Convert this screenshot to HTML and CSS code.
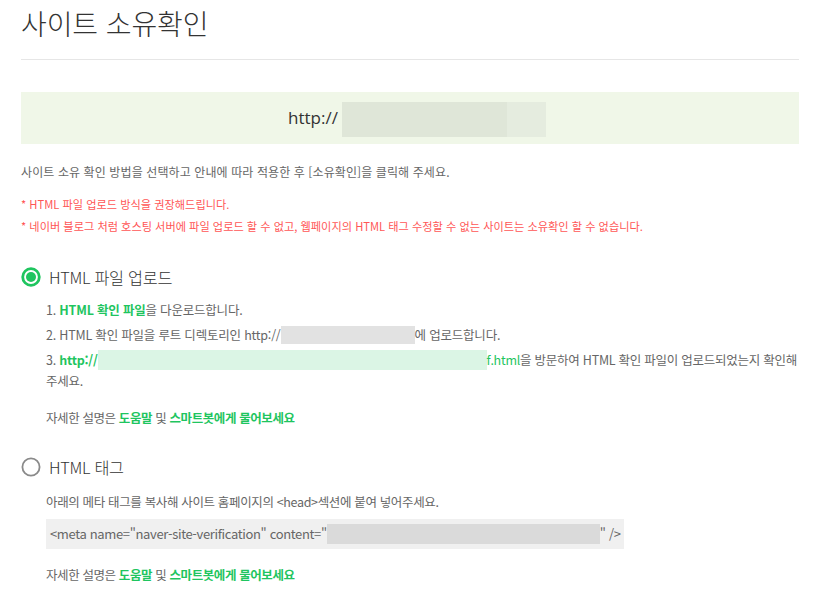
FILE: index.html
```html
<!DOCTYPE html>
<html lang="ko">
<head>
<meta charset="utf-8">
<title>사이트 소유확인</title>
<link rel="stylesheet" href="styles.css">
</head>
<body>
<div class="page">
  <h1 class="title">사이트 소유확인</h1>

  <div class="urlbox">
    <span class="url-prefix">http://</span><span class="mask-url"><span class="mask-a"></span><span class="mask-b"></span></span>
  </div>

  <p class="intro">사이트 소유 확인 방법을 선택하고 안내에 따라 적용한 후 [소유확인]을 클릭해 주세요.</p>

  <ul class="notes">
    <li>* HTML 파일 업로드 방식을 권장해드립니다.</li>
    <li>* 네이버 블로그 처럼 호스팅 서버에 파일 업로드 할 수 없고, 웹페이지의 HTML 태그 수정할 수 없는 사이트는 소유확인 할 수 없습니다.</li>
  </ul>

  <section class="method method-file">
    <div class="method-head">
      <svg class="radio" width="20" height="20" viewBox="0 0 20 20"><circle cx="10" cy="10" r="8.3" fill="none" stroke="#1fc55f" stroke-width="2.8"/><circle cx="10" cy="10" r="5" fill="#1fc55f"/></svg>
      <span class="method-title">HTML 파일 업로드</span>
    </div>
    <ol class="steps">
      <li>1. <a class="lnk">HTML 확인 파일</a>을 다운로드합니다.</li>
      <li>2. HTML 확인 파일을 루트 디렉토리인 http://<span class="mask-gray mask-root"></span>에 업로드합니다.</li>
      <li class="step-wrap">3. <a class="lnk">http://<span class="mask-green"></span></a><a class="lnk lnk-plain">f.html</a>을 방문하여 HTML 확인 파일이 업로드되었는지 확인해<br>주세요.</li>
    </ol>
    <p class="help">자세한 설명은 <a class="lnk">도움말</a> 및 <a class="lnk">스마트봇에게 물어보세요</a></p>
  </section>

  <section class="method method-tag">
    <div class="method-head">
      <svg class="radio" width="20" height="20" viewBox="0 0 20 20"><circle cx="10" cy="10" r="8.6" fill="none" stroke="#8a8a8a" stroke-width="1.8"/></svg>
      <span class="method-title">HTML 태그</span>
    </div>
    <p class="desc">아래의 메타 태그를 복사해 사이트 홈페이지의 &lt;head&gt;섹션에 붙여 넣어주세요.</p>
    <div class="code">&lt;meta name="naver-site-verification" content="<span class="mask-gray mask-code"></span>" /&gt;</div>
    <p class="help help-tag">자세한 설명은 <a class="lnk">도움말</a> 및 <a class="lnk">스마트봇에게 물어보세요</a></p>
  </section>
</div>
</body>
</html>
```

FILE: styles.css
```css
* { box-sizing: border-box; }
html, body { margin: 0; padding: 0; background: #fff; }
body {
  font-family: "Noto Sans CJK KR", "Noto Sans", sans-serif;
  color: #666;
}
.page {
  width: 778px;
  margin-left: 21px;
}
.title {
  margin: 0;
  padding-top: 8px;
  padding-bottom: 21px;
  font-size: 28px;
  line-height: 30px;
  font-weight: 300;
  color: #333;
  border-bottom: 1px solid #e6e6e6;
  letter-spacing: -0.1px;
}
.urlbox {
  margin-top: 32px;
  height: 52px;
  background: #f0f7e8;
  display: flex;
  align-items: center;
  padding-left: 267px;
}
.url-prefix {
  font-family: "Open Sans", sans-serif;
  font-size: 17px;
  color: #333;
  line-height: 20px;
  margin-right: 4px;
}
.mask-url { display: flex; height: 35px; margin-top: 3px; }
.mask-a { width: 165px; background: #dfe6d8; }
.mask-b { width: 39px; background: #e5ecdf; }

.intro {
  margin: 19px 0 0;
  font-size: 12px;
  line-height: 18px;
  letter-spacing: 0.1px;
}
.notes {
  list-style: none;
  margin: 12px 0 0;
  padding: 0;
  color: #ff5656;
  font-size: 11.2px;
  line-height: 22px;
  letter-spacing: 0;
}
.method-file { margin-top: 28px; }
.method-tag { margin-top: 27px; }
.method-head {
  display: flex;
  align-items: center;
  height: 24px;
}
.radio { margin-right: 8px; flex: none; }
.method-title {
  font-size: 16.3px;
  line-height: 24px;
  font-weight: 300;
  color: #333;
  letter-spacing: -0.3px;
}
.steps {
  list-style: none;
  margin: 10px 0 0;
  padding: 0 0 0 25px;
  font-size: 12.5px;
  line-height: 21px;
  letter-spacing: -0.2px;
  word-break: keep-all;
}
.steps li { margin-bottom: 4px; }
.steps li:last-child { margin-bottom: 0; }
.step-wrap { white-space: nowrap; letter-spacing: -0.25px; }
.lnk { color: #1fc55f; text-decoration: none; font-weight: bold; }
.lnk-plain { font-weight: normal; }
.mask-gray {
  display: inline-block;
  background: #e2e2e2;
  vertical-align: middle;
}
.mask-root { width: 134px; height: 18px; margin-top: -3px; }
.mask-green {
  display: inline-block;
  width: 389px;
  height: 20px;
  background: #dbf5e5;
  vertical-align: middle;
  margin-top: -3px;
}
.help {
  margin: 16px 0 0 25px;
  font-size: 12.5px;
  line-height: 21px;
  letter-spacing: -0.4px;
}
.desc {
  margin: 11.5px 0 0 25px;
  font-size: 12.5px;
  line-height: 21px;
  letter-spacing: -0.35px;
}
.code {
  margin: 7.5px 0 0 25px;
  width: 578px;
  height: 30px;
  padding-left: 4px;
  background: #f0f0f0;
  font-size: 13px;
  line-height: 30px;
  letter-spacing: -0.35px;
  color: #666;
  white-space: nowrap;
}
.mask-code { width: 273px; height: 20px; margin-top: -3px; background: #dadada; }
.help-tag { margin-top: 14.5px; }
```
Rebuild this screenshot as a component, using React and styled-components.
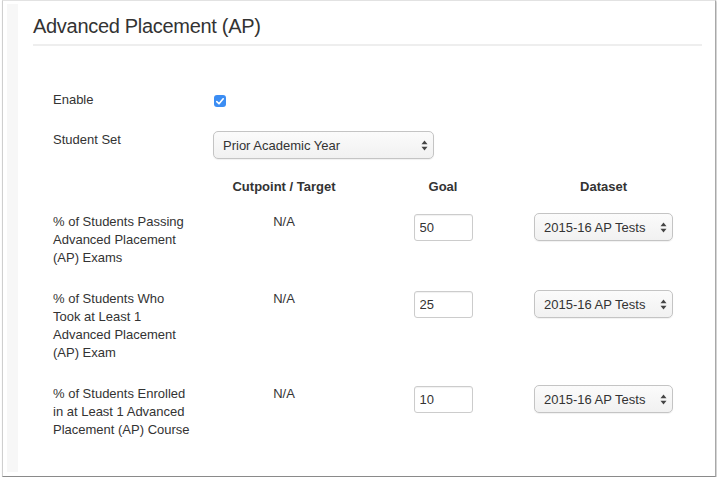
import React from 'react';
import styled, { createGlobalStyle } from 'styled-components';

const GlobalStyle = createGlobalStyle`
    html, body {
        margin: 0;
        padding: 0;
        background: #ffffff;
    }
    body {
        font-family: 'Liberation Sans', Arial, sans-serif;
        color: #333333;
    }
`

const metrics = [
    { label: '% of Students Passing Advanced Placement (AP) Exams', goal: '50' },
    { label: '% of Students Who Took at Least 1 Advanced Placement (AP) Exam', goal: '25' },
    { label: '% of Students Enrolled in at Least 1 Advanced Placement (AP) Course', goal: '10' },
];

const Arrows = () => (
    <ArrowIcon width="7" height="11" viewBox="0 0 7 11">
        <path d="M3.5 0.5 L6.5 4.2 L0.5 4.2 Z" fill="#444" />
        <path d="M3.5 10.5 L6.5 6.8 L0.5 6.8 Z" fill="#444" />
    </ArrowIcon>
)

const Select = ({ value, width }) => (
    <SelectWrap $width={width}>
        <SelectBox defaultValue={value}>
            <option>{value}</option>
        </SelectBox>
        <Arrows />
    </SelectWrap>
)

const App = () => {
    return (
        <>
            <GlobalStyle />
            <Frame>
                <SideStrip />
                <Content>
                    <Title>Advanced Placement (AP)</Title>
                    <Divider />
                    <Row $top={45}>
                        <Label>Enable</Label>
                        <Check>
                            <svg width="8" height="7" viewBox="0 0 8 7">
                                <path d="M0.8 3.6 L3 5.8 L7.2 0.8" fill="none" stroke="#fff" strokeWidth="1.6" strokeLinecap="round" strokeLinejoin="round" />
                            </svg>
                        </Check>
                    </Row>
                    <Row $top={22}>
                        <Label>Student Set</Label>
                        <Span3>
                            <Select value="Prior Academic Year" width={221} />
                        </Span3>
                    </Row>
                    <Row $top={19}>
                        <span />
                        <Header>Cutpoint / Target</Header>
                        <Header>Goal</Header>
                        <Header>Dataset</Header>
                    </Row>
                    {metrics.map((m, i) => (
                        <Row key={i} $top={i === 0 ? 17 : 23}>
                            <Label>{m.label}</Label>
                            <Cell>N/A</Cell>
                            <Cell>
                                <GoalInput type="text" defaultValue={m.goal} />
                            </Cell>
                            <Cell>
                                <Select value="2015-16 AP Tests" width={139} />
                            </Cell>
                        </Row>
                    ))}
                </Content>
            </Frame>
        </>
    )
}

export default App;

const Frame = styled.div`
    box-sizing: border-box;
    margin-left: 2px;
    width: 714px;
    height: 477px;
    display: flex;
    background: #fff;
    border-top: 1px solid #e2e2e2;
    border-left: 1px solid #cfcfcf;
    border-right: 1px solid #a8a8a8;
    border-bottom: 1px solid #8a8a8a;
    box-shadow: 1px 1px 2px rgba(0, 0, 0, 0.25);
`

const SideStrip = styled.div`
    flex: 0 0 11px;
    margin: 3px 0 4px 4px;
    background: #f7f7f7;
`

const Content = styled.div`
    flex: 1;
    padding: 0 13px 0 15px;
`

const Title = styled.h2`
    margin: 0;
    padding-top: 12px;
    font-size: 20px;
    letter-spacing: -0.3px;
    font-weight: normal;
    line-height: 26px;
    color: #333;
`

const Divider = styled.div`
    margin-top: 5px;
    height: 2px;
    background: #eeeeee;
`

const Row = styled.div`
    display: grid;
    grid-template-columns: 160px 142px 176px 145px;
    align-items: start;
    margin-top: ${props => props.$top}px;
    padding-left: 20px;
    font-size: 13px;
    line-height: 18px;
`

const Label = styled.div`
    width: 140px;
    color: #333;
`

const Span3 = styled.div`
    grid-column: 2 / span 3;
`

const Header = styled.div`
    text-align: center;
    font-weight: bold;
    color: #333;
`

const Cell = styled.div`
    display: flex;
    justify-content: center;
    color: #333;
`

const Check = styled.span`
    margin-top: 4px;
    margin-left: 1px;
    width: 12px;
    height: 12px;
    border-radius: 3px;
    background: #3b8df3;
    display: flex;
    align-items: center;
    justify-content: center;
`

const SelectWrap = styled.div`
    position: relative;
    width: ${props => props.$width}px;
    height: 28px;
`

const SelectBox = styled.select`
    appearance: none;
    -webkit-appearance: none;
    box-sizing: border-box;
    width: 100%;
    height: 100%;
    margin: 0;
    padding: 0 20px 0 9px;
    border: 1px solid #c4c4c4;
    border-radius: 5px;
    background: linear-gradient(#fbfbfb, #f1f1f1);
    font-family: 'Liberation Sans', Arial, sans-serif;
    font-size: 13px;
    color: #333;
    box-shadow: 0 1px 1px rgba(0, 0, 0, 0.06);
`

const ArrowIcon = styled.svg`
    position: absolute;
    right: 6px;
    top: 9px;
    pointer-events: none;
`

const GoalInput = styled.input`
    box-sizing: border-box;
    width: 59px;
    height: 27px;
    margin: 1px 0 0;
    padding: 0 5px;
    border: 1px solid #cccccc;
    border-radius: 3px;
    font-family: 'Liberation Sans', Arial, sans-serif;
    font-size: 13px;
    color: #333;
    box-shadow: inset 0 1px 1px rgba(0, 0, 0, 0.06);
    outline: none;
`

########

List all lines holding the string "screenshot".

*Solution for this problem*.
Convert this screenshot to HTML and CSS code.
Rebuild this screenshot as a component, using React and styled-components.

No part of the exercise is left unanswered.